[Recorded data]
···

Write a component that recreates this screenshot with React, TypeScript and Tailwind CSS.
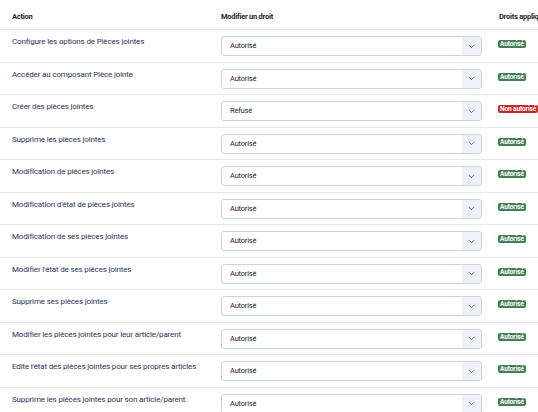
import { ChevronDown } from 'lucide-react';

type Perm = { label: string; value: 'Autorisé' | 'Refusé' };

const perms: Perm[] = [
  { label: 'Configure les options de Pièces jointes', value: 'Autorisé' },
  { label: 'Accéder au composant Pièce jointe', value: 'Autorisé' },
  { label: 'Créer des pièces jointes', value: 'Refusé' },
  { label: 'Supprime les pièces jointes', value: 'Autorisé' },
  { label: 'Modification de pièces jointes', value: 'Autorisé' },
  { label: "Modification d'état de pièces jointes", value: 'Autorisé' },
  { label: 'Modification de ses pièces jointes', value: 'Autorisé' },
  { label: "Modifier l'état de ses pièces jointes", value: 'Autorisé' },
  { label: 'Supprime ses pièces jointes', value: 'Autorisé' },
  { label: 'Modifier les pièces jointes pour leur article/parent', value: 'Autorisé' },
  { label: "Edite l'état des pièces jointes pour ses propres articles", value: 'Autorisé' },
  { label: 'Supprime les pièces jointes pour son article/parent.', value: 'Autorisé' },
];

function Badge({ ok }: { ok: boolean }) {
  return (
    <span
      className={`block w-fit whitespace-nowrap rounded-[2px] px-[2px] text-[6.5px] font-bold leading-[8px] tracking-[-0.1px] text-white ${
        ok ? 'bg-[#457d54]' : 'bg-[#c52827]'
      }`}
    >
      {ok ? 'Autorisé' : 'Non autorisé'}
    </span>
  );
}

function Row({ perm }: { perm: Perm }) {
  return (
    <div className="grid h-[32.5px] grid-cols-[209px_278px_1fr] border-t border-[#e3e6ea]">
      <div className="whitespace-nowrap pl-3 pt-[6px] text-[8px] leading-[12px] tracking-[-0.15px] text-[#2a3656]">
        {perm.label}
      </div>
      <div className="pl-3 pt-[6px]">
        <div className="flex h-5 w-[261px] items-stretch overflow-hidden rounded-[3px] border border-[#cbd3df] bg-white">
          <div className="flex flex-1 items-center pl-[8px] text-[7.5px] tracking-[-0.2px] text-[#22262a]">
            {perm.value}
          </div>
          <div className="flex w-[19px] items-center justify-center bg-[#eef2f8]">
            <ChevronDown size={9} strokeWidth={1.6} className="text-[#22262a]" />
          </div>
        </div>
      </div>
      <div className="pl-[11px] pt-[10px] leading-none">
        <Badge ok={perm.value === 'Autorisé'} />
      </div>
    </div>
  );
}

export default function App() {
  return (
    <div className="h-[412px] w-[538px] overflow-hidden bg-white font-['Roboto',sans-serif]">
      <div className="grid h-[29px] grid-cols-[209px_278px_1fr] text-[7.5px] font-bold leading-[12px] tracking-[-0.25px] text-[#22262a]">
        <div className="pl-3 pt-[11px]">Action</div>
        <div className="pl-3 pt-[11px]">Modifier un droit</div>
        <div className="whitespace-nowrap pl-3 pt-[11px]">Droits appliqués</div>
      </div>
      {perms.map((p) => (
        <Row key={p.label} perm={p} />
      ))}
    </div>
  );
}
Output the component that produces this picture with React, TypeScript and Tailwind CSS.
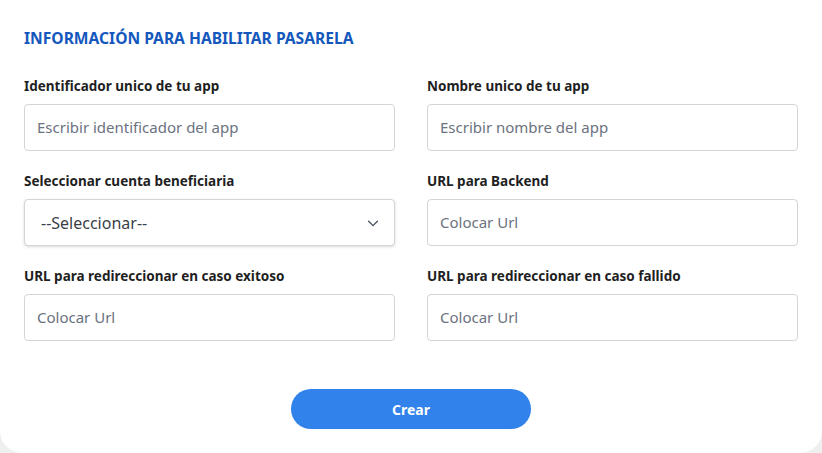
import React from "react";

function Field({ label, placeholder }: { label: string; placeholder: string }) {
  return (
    <div className="flex flex-col">
      <label className="h-[34px] flex items-center text-[13.5px] font-bold text-[#1f1f1f] leading-none">
        {label}
      </label>
      <div className="h-[47px] rounded-[4px] border border-[#d4d4da] bg-white flex items-center px-[12px]">
        <span className="text-[15px] text-[#6b7280]">{placeholder}</span>
      </div>
    </div>
  );
}

function SelectField({ label }: { label: string }) {
  return (
    <div className="flex flex-col">
      <label className="h-[34px] flex items-center text-[13.5px] font-bold text-[#1f1f1f] leading-none">
        {label}
      </label>
      <div className="h-[47px] rounded-[4px] border border-[#d4d4da] bg-white flex items-center justify-between pl-[16px] pr-[14px] shadow-[0_1px_3px_rgba(0,0,0,0.15)]">
        <span className="text-[16px] text-[#3a3f47]">--Seleccionar--</span>
        <svg width="14" height="14" viewBox="0 0 16 16" fill="none">
          <path d="M3 6l5 5 5-5" stroke="#4b5563" strokeWidth="1.6" strokeLinecap="round" strokeLinejoin="round" />
        </svg>
      </div>
    </div>
  );
}

export default function App() {
  return (
    <div
      className="w-[822px] h-[453px] bg-[#efefef]"
      style={{ fontFamily: '"Noto Sans", "Open Sans", sans-serif' }}
    >
      <div className="w-full h-full bg-white rounded-b-[22px] px-[24px] pt-[27px]">
        <h1 className="text-[15.6px] font-bold text-[#1457bd] leading-[22px]">
          INFORMACIÓN PARA HABILITAR PASARELA
        </h1>
        <div className="grid grid-cols-2 gap-x-[32px] gap-y-[14px] mt-[21px]">
          <Field label="Identificador unico de tu app" placeholder="Escribir identificador del app" />
          <Field label="Nombre unico de tu app" placeholder="Escribir nombre del app" />
          <SelectField label="Seleccionar cuenta beneficiaria" />
          <Field label="URL para Backend" placeholder="Colocar Url" />
          <Field label="URL para redireccionar en caso exitoso" placeholder="Colocar Url" />
          <Field label="URL para redireccionar en caso fallido" placeholder="Colocar Url" />
        </div>
        <div className="flex justify-center mt-[48px]">
          <button className="w-[240px] h-[40px] rounded-full bg-[#3182ea] text-white text-[14px] font-bold">
            Crear
          </button>
        </div>
      </div>
    </div>
  );
}
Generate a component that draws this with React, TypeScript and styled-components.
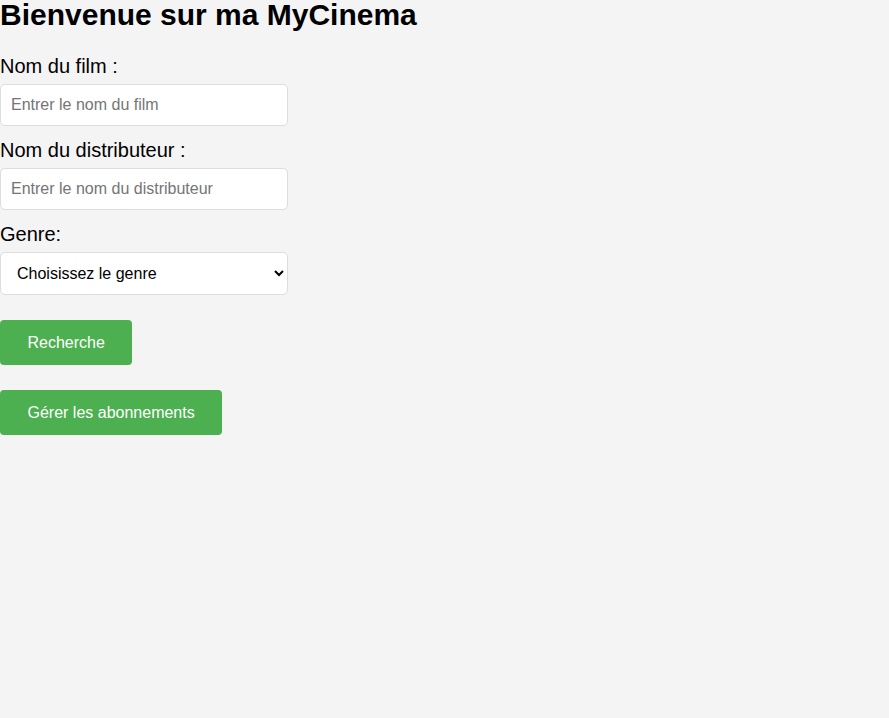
import React from "react";
import styled, { createGlobalStyle } from "styled-components";

const GlobalStyle = createGlobalStyle`
  html, body {
    margin: 0;
    padding: 0;
    background: #f4f4f4;
    font-family: "Liberation Sans", Arial, sans-serif;
    color: #000;
  }
`;

const Page = styled.div`
  display: flex;
  flex-direction: column;
  align-items: flex-start;
`;

const Title = styled.h1`
  margin: 0 0 25px;
  font-size: 30px;
  line-height: 30px;
  font-weight: bold;
`;

const Form = styled.form`
  display: flex;
  flex-direction: column;
  align-items: flex-start;
  width: 288px;
`;

const Field = styled.div<{ $last?: boolean }>`
  display: flex;
  flex-direction: column;
  gap: 6px;
  width: 100%;
  margin-bottom: ${(p) => (p.$last ? 0 : 13)}px;
`;

const Label = styled.label`
  font-size: 20px;
  line-height: 23px;
  height: 23px;
`;

const TextInput = styled.input`
  box-sizing: border-box;
  width: 100%;
  height: 42px;
  padding: 0 10px;
  border: 1px solid #ddd;
  border-radius: 5px;
  background: #fff;
  font-family: "Liberation Sans", Arial, sans-serif;
  font-size: 16px;
  color: #000;
  outline: none;
  &::placeholder {
    color: #757575;
  }
`;

const Select = styled.select`
  box-sizing: border-box;
  width: 100%;
  height: 43px;
  padding: 0 8px 0 12px;
  border: 1px solid #ddd;
  border-radius: 5px;
  background: #fff;
  font-family: "Liberation Sans", Arial, sans-serif;
  font-size: 16px;
  color: #000;
  outline: none;
`;

const Button = styled.button`
  box-sizing: border-box;
  height: 45px;
  margin-top: 25px;
  padding: 0 27.5px;
  border: none;
  border-radius: 4px;
  background: #4caf50;
  color: #fff;
  font-family: "Liberation Sans", Arial, sans-serif;
  font-size: 16px;
  cursor: pointer;
`;

export default function App() {
  return (
    <>
      <GlobalStyle />
      <Page>
        <Title>Bienvenue sur ma MyCinema</Title>
        <Form onSubmit={(e) => e.preventDefault()}>
          <Field>
            <Label htmlFor="film">Nom du film :</Label>
            <TextInput id="film" type="text" placeholder="Entrer le nom du film" />
          </Field>
          <Field>
            <Label htmlFor="distrib">Nom du distributeur :</Label>
            <TextInput id="distrib" type="text" placeholder="Entrer le nom du distributeur" />
          </Field>
          <Field $last>
            <Label htmlFor="genre">Genre:</Label>
            <Select id="genre" defaultValue="">
              <option value="">Choisissez le genre</option>
              <option value="action">Action</option>
              <option value="comedie">Comédie</option>
              <option value="drame">Drame</option>
            </Select>
          </Field>
          <Button type="submit">Recherche</Button>
        </Form>
        <Button type="button">Gérer les abonnements</Button>
      </Page>
    </>
  );
}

···

Repeat the listing above from its first line through the line that contains "string; value: 'Autorisé'", both included, and nothing more. Drop the pictures.

Write a component that recreates this screenshot with React, TypeScript and Tailwind CSS.
import { ChevronDown } from 'lucide-react';

type Perm = { label: string; value: 'Autorisé' | 'Refusé' };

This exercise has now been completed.